Suppose that the option had been granted at $40 per share, a bargain over the prevailing market price of $50 at the time of the grant. If the option has a determinable value and the option could be traded on an established market, the value of the option is taxable as ordinary income to Bill at the time of the grant, with a corresponding deduction to the employer. If tax is payable at the grant of theoption, there is no further taxable compensation income when the option is exercised later. This can be an advantageous approach if the stock is expected to appreciate substantially in value, because the taxable compensation income at the time of the grant is relatively small, while the remainder of the gain on the overall deal will be taxed as capital gain only when the stock is sold.

Suppose that Bill is granted an option for 500 shares of company stock at $40 per share in Year 1, the current market price being $50 per share. Bill has $5,000 of ordinary compensation income in Year 1, the year of the grant. In Year 4, Bill exercises the option and buys 400 shares for $16,000. There is no ordinary income tax to Bill at the time of the exercise in Year 4.

The stock option appears to be an almost ideal method of compensating executives, providing a valuable incentive-based compensation arrangement at practically no cost to the company. However, the company's cost is comparable to the cost of cash compensation. While it costs the company almost nothing to grant options and print stock certificates to provide shares when the options are exercised, the executive will exercise the option only when the stock has a substantial market value. If this is the case, the company could itself have sold the stock used in the option arrangement on the open market and received the full proceeds. However, the grant of an option does not result in a charge to the company's income statement, so this form of compensation can be attractive from an accounting point of view.
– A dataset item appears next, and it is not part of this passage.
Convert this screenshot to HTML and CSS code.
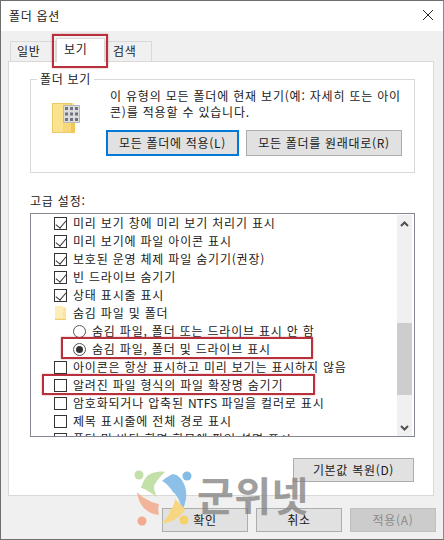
FILE: index.html
```html
<!DOCTYPE html>
<html lang="ko">
<head>
    <meta charset="UTF-8">
    <meta name="viewport" content="width=device-width, initial-scale=1.0">
    <title>폴더 옵션</title>
    <link rel="stylesheet" href="styles.css">
</head>
<body>
    <div class="dialog">
        <!-- Title bar -->
        <header class="titlebar">
            <span class="title">폴더 옵션</span>
            <svg class="close" width="12" height="12" viewBox="0 0 12 12"><path d="M1 1L11 11M11 1L1 11" stroke="#222" stroke-width="1" fill="none"/></svg>
        </header>

        <div class="content">
            <!-- Tabs -->
            <div class="tabs">
                <div class="tab first">일반</div>
                <div class="tab active">보기</div>
                <div class="tab last">검색</div>
            </div>

            <div class="panel">
                <!-- Folder views -->
                <div class="group">
                    <div class="group-title">폴더 보기</div>
                    <svg class="folder-icon" width="28" height="32" viewBox="0 0 28 32">
                        <path d="M0 0H22V30H0Z" fill="#fbe28e"/>
                        <path d="M0.500 0.500H19.500V29.500H0.500Z" fill="none" stroke="#ecc967"/>
                        <path d="M11 1H19V29H11Z" fill="#f7d877"/>
                        <path d="M19 2H23V30H11V29H19Z" fill="#eec75f"/>
                        <path d="M11.500 2.500H27.500V19.500H11.500Z" fill="#dcdcdc" stroke="#b9b9b9"/>
                        <path d="M13 4h3v3h-3zM18 4h3v3h-3zM23 4h3v3h-3zM13 9.500h3v3h-3zM18 9.500h3v3h-3zM23 9.500h3v3h-3zM13 15h3v3h-3zM18 15h3v3h-3zM23 15h3v3h-3z" fill="#6f7480"/>
                    </svg>
                    <div class="group-body">
                        <p class="group-text">이 유형의 모든 폴더에 현재 보기(예: 자세히 또는 아이콘)를 적용할 수 있습니다.</p>
                        <div class="group-buttons">
                            <button class="btn default">모든 폴더에 적용(L)</button>
                            <button class="btn reset">모든 폴더를 원래대로(R)</button>
                        </div>
                    </div>
                </div>

                <div class="advanced-label">고급 설정:</div>

                <!-- Advanced settings list -->
                <div class="list">
                    <div class="rows">
                        <div class="row"><span class="check on"></span>미리 보기 창에 미리 보기 처리기 표시</div>
                        <div class="row"><span class="check on"></span>미리 보기에 파일 아이콘 표시</div>
                        <div class="row"><span class="check on"></span>보호된 운영 체제 파일 숨기기(권장)</div>
                        <div class="row"><span class="check on"></span>빈 드라이브 숨기기</div>
                        <div class="row"><span class="check on"></span>상태 표시줄 표시</div>
                        <div class="row">
                            <svg class="row-folder" width="13" height="16" viewBox="0 0 13 16"><path d="M1 1H9V2.500H12V15H1Z" fill="#fbe59a"/><path d="M1 1H9V13H1Z" fill="#fdeeb8"/><path d="M1 14H12V15H1Z" fill="#efd071"/></svg>숨김 파일 및 폴더
                        </div>
                        <div class="row sub"><span class="radio"></span>숨김 파일, 폴더 또는 드라이브 표시 안 함</div>
                        <div class="row sub"><span class="radio on"></span>숨김 파일, 폴더 및 드라이브 표시</div>
                        <div class="row"><span class="check"></span>아이콘은 항상 표시하고 미리 보기는 표시하지 않음</div>
                        <div class="row"><span class="check"></span>알려진 파일 형식의 파일 확장명 숨기기</div>
                        <div class="row"><span class="check"></span><span>암호화되거나 압축된 <span class="latin">NTFS</span> 파일을 컬러로 표시</span></div>
                        <div class="row"><span class="check"></span>제목 표시줄에 전체 경로 표시</div>
                        <div class="row"><span class="check"></span>폴더 및 바탕 화면 항목에 팝업 설명 표시</div>
                    </div>
                    <div class="scrollbar">
                        <svg width="15" height="17" viewBox="0 0 15 17"><path d="M4 11L7.500 7.500L11 11" stroke="#505050" stroke-width="2" fill="none"/></svg>
                        <div class="thumb"></div>
                        <svg width="15" height="17" viewBox="0 0 15 17"><path d="M4 7L7.500 10.500L11 7" stroke="#505050" stroke-width="2" fill="none"/></svg>
                    </div>
                </div>

                <div class="restore-row">
                    <button class="btn restore">기본값 복원(D)</button>
                </div>
            </div>

            <!-- Dialog buttons -->
            <div class="footer">
                <button class="btn action">확인</button>
                <button class="btn action">취소</button>
                <button class="btn action disabled">적용(A)</button>
            </div>
        </div>

        <!-- Red annotation boxes -->
        <div class="mark mark-tab"></div>
        <div class="mark mark-radio"></div>
        <div class="mark mark-check"></div>

        <!-- Watermark -->
        <div class="watermark">
            <svg width="58" height="60" viewBox="0 0 58 60">
                <circle cx="5" cy="6" r="4.500" fill="#c3e0aa"/>
                <circle cx="53" cy="7" r="4.500" fill="#82bce6"/>
                <circle cx="8" cy="52" r="4.500" fill="#f2ab8e"/>
                <circle cx="50" cy="51" r="4.500" fill="#f6d06a"/>
                <path d="M7 19C9 12 12 7 16 5C21 3 26 2 31 3C26 8 22 12 20 17C20 21 21 24 23 28C17 24 12 20 7 19Z" fill="#c3e0a8"/>
                <path d="M28 12C33 8 36 6 39 5C44 6 47 9 49 13C53 20 54 30 48 42C47 34 44 27 39 23C36 18 32 14 28 12Z" fill="#8cc0e6"/>
                <path d="M3 23C9 29 16 33 25 35C24 38 24 42 25 46C14 45 5 38 3 23Z" fill="#f2b49a"/>
                <path d="M41 30C44 33 49 37 51 41C45 49 36 55 27 54C33 50 36 44 36 42C39 38 41 34 41 30Z" fill="#f6d680"/>
            </svg>
            <span class="watermark-text">군위넷</span>
        </div>
    </div>
</body>
</html>
```

FILE: styles.css
```css
/* Basic Styling */
* {
    box-sizing: border-box;
    margin: 0;
    padding: 0;
}
body {
    font-family: "Noto Sans CJK KR", "Noto Sans", sans-serif;
    font-size: 12px;
    color: #1a1a1a;
    background-color: #f0f0f0;
    overflow: hidden;
}

.dialog {
    position: relative;
    width: 444px;
    height: 540px;
    border: 1px solid #6e6e6e;
    border-right-color: #8a8a8a;
    background-color: #f0f0f0;
    display: flex;
    flex-direction: column;
}

/* Title bar */
.titlebar {
    height: 30px;
    background-color: #fff;
    display: flex;
    align-items: center;
    justify-content: space-between;
    padding: 0 9px 2px 8px;
    flex-shrink: 0;
}

.title {
    letter-spacing: 0.7px;
}

.content {
    flex: 1;
    padding: 10px 7px 0 7px;
    display: flex;
    flex-direction: column;
}

/* Tabs */
.tabs {
    display: flex;
    height: 20px;
    padding-left: 2px;
}

.tab {
    height: 20px;
    border: 1px solid #d9d9d9;
    border-bottom: none;
    background-color: #f0f0f0;
    line-height: 18px;
    letter-spacing: 0.8px;
}

.tab.first {
    width: 46px;
    padding-left: 6px;
}

.tab.active {
    position: relative;
    z-index: 1;
    width: 49px;
    height: 24px;
    margin-top: -3px;
    padding-left: 7px;
    line-height: 20px;
    background-color: #fff;
}

.tab.last {
    width: 47px;
    padding-left: 7px;
}

/* Panel */
.panel {
    height: 435px;
    margin-right: 2px;
    background-color: #fff;
    border: 1px solid #d9d9d9;
    padding: 17px 18px 0 21px;
}

.group {
    position: relative;
    height: 94px;
    border: 1px solid #d9d9d9;
    display: flex;
    padding: 8px 0 0 21px;
}

.group-title {
    position: absolute;
    top: -9px;
    left: 6px;
    padding: 0 3px;
    background-color: #fff;
    line-height: 16px;
    letter-spacing: 0.7px;
}

.folder-icon {
    margin-top: 15px;
    flex-shrink: 0;
}

.group-body {
    margin-left: 30px;
    width: 300px;
}

.group-text {
    line-height: 16px;
    letter-spacing: 0.8px;
    width: 296px;
}

.group-buttons {
    display: flex;
    gap: 7px;
    margin-top: 10px;
    margin-left: -4px;
}

/* Buttons */
.btn {
    font-family: inherit;
    font-size: 12px;
    color: #1a1a1a;
    letter-spacing: 0.7px;
    line-height: 14px;
    padding-bottom: 1px;
    background-color: #e1e1e1;
    border: 1px solid #adadad;
}

.btn.default {
    width: 133px;
    height: 26px;
    border: 2px solid #0078d7;
}

.btn.reset {
    width: 156px;
    height: 26px;
}

.advanced-label {
    margin-top: 20px;
    line-height: 16px;
    height: 18px;
    letter-spacing: 0.8px;
}

/* List */
.list {
    height: 224px;
    margin-top: 2px;
    border: 1px solid #828790;
    display: flex;
    overflow: hidden;
}

.rows {
    flex: 1;
    overflow: hidden;
    padding-left: 23px;
}

.row {
    height: 18px;
    display: flex;
    align-items: center;
    gap: 6px;
    white-space: nowrap;
    letter-spacing: 0.8px;
    line-height: 16px;
}

.row.sub {
    padding-left: 19px;
}

.latin {
    letter-spacing: 0;
}

.check {
    position: relative;
    width: 13px;
    height: 13px;
    border: 1px solid #333;
    background-color: #fff;
    flex-shrink: 0;
}

.check.on::after {
    content: "";
    position: absolute;
    left: 3px;
    top: 0;
    width: 5px;
    height: 9px;
    border: solid #333;
    border-width: 0 1px 1px 0;
    transform: rotate(40deg);
}

.radio {
    position: relative;
    width: 13px;
    height: 13px;
    border: 1px solid #555;
    border-radius: 50%;
    flex-shrink: 0;
}

.radio.on::after {
    content: "";
    position: absolute;
    left: 2px;
    top: 2px;
    width: 7px;
    height: 7px;
    border-radius: 50%;
    background-color: #333;
}

.row-folder {
    flex-shrink: 0;
}

.scrollbar {
    position: relative;
    width: 15px;
    margin: 1px 2px 0 0;
    background-color: #f0f0f0;
    display: flex;
    flex-direction: column;
    justify-content: space-between;
    flex-shrink: 0;
}

.thumb {
    position: absolute;
    top: 108px;
    left: 0;
    width: 15px;
    height: 72px;
    background-color: #cdcdcd;
}

.restore-row {
    display: flex;
    justify-content: flex-end;
    margin-top: 21px;
    padding-right: 1px;
}

.btn.restore {
    width: 121px;
    height: 24px;
}

/* Footer */
.footer {
    display: flex;
    justify-content: flex-end;
    gap: 8px;
    margin-top: 12px;
}

.btn.action {
    width: 86px;
    height: 24px;
}

.btn.disabled {
    color: #8a8a8a;
    background-color: #ccc;
    border-color: #bfbfbf;
}

/* Red annotation boxes */
.mark {
    position: absolute;
    border: 2px solid #b8303c;
    box-shadow: 0 0 2px rgba(184, 48, 60, 0.45);
}

.mark-tab {
    left: 51px;
    top: 33px;
    width: 56px;
    height: 34px;
}

.mark-radio {
    left: 60px;
    top: 336px;
    width: 252px;
    height: 22px;
}

.mark-check {
    left: 41px;
    top: 373px;
    width: 273px;
    height: 21px;
}

/* Watermark */
.watermark {
    position: absolute;
    left: 133px;
    top: 468px;
    display: flex;
    align-items: flex-start;
    gap: 5px;
    pointer-events: none;
}

.watermark-text {
    font-size: 40px;
    font-weight: 700;
    line-height: 50px;
    letter-spacing: 0.5px;
    color: #808080;
    opacity: 0.75;
}
```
The tax rules applicable to nonstatutory stock options do not provide any particular tax advantage to the employer company in using stock option plans. Therefore, in designing a stock option plan the company must look for benefits to itself just as in the case of any other kind of executive compensation. Typically, stock option plans would be used where the executive has a strong desire to obtain an interest in the business, or where the executive has a direct impact on the company's profits and, therefore, its stock value.